WATERING THE FOOD GARDEN: My goal is to give the food garden a thorough watering by 10 a.m. This allows the garden to retain water, rather than have the water evaporate in the heat of day, and allows the garden to dry by the dewy nightfall to prevent fungal growth.

KEEPING WILDLIFE AWAY, CAYENNE PEPPER: I was talking a waitress at the Dayton Diner in South Brunswick/Middlesex County. An experienced gardener, she recommended using cayenne pepper as a method of pest control around the garden. I plan on trying that.

ALONG THE SOUTH RIVER: My travels took me across the South River at Old Bridge village on the boundary of Old Bridge, Sayreville, and East Brunswick, all in Middlesex County. On my way back, I stopped to shoot photographs between Old Bridge village and the New Causeway on the boundary of South River and Sayreville, both in Middlesex County. The South River is formed by the meeting of Manalapan and Matchaponix brooks on the Spotswood-Old Bridge boundary at DuHerNaL Lake/Middlesex County. (DuHerNaL Lake gets its name from the three companies that had used it as a reservoir: DuPont, Hercules, and National Lead.) Normally, I do not think of inland self, 25 or so miles from the Atlantic Ocean, living near salt water, but the tidal effect begins at the bottom of the DuHerNal Lake dam, only a little more than 4 miles from my house.

The South River at low tide at Old Bridge village.

The South River at low tide at the New Causeway on the South River-Sayreville boundary.

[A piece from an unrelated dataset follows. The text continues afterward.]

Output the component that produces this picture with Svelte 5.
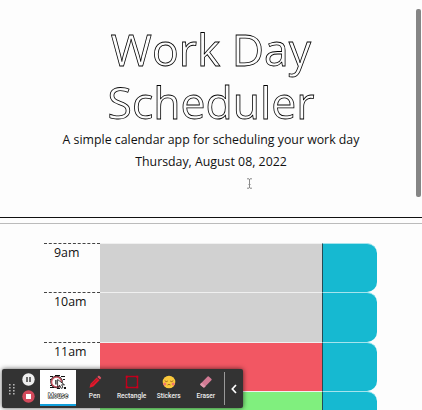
<script>
  const rows = [
    { hour: '9am', state: 'past' },
    { hour: '10am', state: 'past' },
    { hour: '11am', state: 'present' },
    { hour: '12pm', state: 'future' }
  ];
</script>

<div class="page">
  <header>
    <h1>Work Day<br />Scheduler</h1>
    <p class="lead">A simple calendar app for scheduling your work day</p>
    <p class="date">Thursday, August 08, 2022</p>
  </header>
  <div class="rule"></div>

  <main>
    {#each rows as row}
      <div class="row">
        <div class="hour">{row.hour}</div>
        <div class="block {row.state}"></div>
        <div class="save"></div>
      </div>
    {/each}
  </main>

  <div class="scroll"></div>

  <svg class="cursor" width="7" height="11" viewBox="0 0 7 11" fill="none" stroke="#8a8a8a">
    <path d="M1 .8H3L3.5 1.3L4 .8H6M3.5 1V10M1 10.2H3L3.5 9.7L4 10.2H6M2.5 6.5H4.5" />
  </svg>

  <div class="toolbar">
    <svg class="grip" width="6" height="11" viewBox="0 0 6 11" fill="#b5b5b5">
      <path d="M0 0h1.6v1.6H0zM4 0h1.6v1.6H4zM0 3h1.6v1.6H0zM4 3h1.6v1.6H4zM0 6h1.6v1.6H0zM4 6h1.6v1.6H4zM0 9h1.6v1.6H0zM4 9h1.6v1.6H4z" />
    </svg>
    <div class="controls">
      <svg width="13" height="13" viewBox="0 0 13 13">
        <circle cx="6.5" cy="6.5" r="6.2" fill="#eee" />
        <path d="M5 4V9M8 4V9" stroke="#333" stroke-width="1.4" />
      </svg>
      <svg width="13" height="13" viewBox="0 0 13 13">
        <circle cx="6.5" cy="6.5" r="6.2" fill="#d34a5c" />
        <rect x="4" y="4" width="5" height="5" fill="#fff" />
      </svg>
    </div>
    <div class="tool mouse">
      <svg width="18" height="15" viewBox="0 0 18 15">
        <path d="M1 1h3v1H1zM6 0h5v1H6zM12 1h4v1h-4zM1 4h2v1H1zM1 10h3v1H1zM1 12h4v1H1zM14 4h2v1h-2zM15 12h2v2h-2zM8 13h3v1H8z" fill="#111" />
        <circle cx="7.5" cy="7" r="5.6" fill="#fff" stroke="#111" stroke-width="1.2" />
        <circle cx="7.5" cy="7" r="5" fill="none" stroke="#c65562" stroke-width="1.5" />
        <path d="M8.6 4.5V12L10.7 10.3L12.2 13.4L14 12.5L12.6 9.8H15.5Z" fill="#fff" stroke="#111" stroke-width=".8" />
        <path d="M6.3 5h1.2v4.5H6.3z" fill="#111" />
      </svg>
      <span>Mouse</span>
    </div>
    <div class="tool">
      <svg width="14" height="14" viewBox="0 0 14 14">
        <path d="M1.5 12.7L2.5 8.7L8.7 2.5L11.5 5.3L5.3 11.5Z" fill="#e3192c" />
        <path d="M9.3 1.9L10.4 .8Q11 .5 11.6 1L13 2.4Q13.4 3 12.9 3.6L12 4.6Z" fill="#d65362" />
        <path d="M4 9.5L9 4.5" stroke="#8e1722" stroke-width=".8" />
      </svg>
      <span>Pen</span>
    </div>
    <div class="tool">
      <svg width="14" height="14" viewBox="0 0 14 14" fill="none">
        <rect x="1.5" y="1.5" width="11" height="11" stroke="#c0001b" stroke-width="1.4" />
        <path d="M.8 .8h2v2h-2zM11.2 .8h2v2h-2zM.8 11.2h2v2h-2zM11.2 11.2h2v2h-2z" fill="#c80020" />
      </svg>
      <span>Rectangle</span>
    </div>
    <div class="tool">
      <svg width="14" height="14" viewBox="0 0 14 14">
        <circle cx="7" cy="7" r="6.3" fill="#fac93c" />
        <circle cx="2.8" cy="9" r="1.6" fill="#f4786a" />
        <circle cx="11.2" cy="9" r="1.6" fill="#f4786a" />
        <path d="M2.7 5.7Q4.3 7.4 5.8 6M8.2 6Q9.7 7.4 11.3 5.7M5.5 10Q7 8.7 8.5 10" fill="none" stroke="#8a5520" stroke-width=".8" />
      </svg>
      <span>Stickers</span>
    </div>
    <div class="tool">
      <svg width="14" height="14" viewBox="0 0 14 14">
        <path d="M1.3 9L8.6 1.6Q9.2 1 9.8 1.5L12.5 4Q13 4.6 12.4 5.2L5.3 12.4Q4.7 12.8 4.1 12.3L1.4 10Q1 9.5 1.3 9Z" fill="#d27a94" />
        <path d="M1.3 9L2.6 7.7L6.6 11.2L5.3 12.4Q4.7 12.8 4.1 12.3L1.4 10Z" fill="#dd99ab" />
      </svg>
      <span>Eraser</span>
    </div>
    <div class="collapse">
      <svg width="6" height="10" viewBox="0 0 6 10" fill="none" stroke="#fff" stroke-width="1.7"><path d="M5 1L1.3 5L5 9" /></svg>
    </div>
  </div>
</div>

<style>
  .page {
    position: relative;
    width: 422px;
    height: 410px;
    overflow: hidden;
    background: #fdfdfd;
    font-family: "Open Sans", sans-serif;
    color: #111;
  }
  header {
    box-sizing: border-box;
    height: 218px;
    padding-top: 22px;
    border-bottom: 1px solid #111;
    text-align: center;
  }
  h1 {
    margin: 0 0 1px;
    font-size: 44.5px;
    line-height: 53px;
    font-weight: 400;
    color: #fdfdfd;
    -webkit-text-stroke: .8px #000;
    will-change: opacity, transform;
  }
  p { margin: 0; white-space: nowrap; font-size: 12.33px; line-height: 22px; }
  .rule { height: 5px; border-bottom: 1px solid #bbb; }
  main { padding: 19px 44px 0 44px; }
  .row { display: flex; height: 49.4px; }
  .hour {
    box-sizing: border-box;
    flex: none;
    width: 56px;
    padding-left: 10px;
    border-top: 1px dashed #444;
    font-size: 12.4px;
    line-height: 17px;
  }
  .block {
    box-sizing: border-box;
    flex: none;
    width: 222px;
    border-top: 1px solid #f0f0f0;
  }
  .past { background: #d1d1d1; }
  .present { background: #f25763; }
  .future { background: #80ef7e; }
  .save {
    box-sizing: border-box;
    flex: none;
    width: 55px;
    border-left: 1px solid #264b54;
    border-top: 1px solid #a5e4ed;
    border-radius: 0 10px 10px 0;
    background: #16b9d1;
  }
  .scroll {
    position: absolute;
    left: 416px;
    top: 9px;
    width: 5px;
    height: 188px;
    border-radius: 2px;
    background: #858585;
  }
  .cursor { position: absolute; left: 246px; top: 178px; }
  .toolbar {
    position: absolute;
    left: 2px;
    top: 369px;
    display: flex;
    width: 241px;
    height: 39px;
    border-radius: 2px;
    background: #333;
    box-shadow: 0 0 5px rgba(0, 0, 0, .65);
    color: #eee;
    font-family: Roboto, sans-serif;
  }
  .grip { margin: 15px 0 0 7px; flex: none; }
  .controls {
    display: flex;
    flex: none;
    flex-direction: column;
    gap: 4px;
    width: 13px;
    margin: 4px 5px 0 7px;
  }
  .tool {
    display: flex;
    flex: none;
    flex-direction: column;
    align-items: center;
    box-sizing: border-box;
    width: 37.1px;
    padding-top: 6px;
  }
  .tool svg { flex: none; }
  .tool span { margin-top: 3px; font-size: 6.6px; line-height: 8px; font-weight: 500; white-space: nowrap; }
  .mouse { width: 36px; height: 36px; margin-top: 1px; background: #fff; color: #fff; border-bottom: 2px solid #12a0dc; padding-top: 5px; }
  .mouse span { margin-top: 2px; -webkit-text-stroke: 1px #111; paint-order: stroke fill; }
  .collapse {
    display: flex;
    align-items: center;
    justify-content: center;
    flex: 1;
    height: 33px;
    margin-top: 3px;
    border-left: 1px solid #999;
  }
</style>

This scene looks upstream toward the railroad bridge and the South River Boat Club — Sayreville on the left, South River on the right.

KILLDEER: When I was at the South River at Cannon Brothers Park in South River, I spooked a killdeer, “Charadrius vociferous.” The species screeches a “kill-deer” call. Because of the way the bird was acting, panicked but not leaving the area, I suspect it had a nest nearby it was trying to divert me from. An adult killdeer will even fake a broken wing to get a predator to follow it, rather than have the predator attack the ground nest. I could not find a nest.

A killdeer along the South River in South River.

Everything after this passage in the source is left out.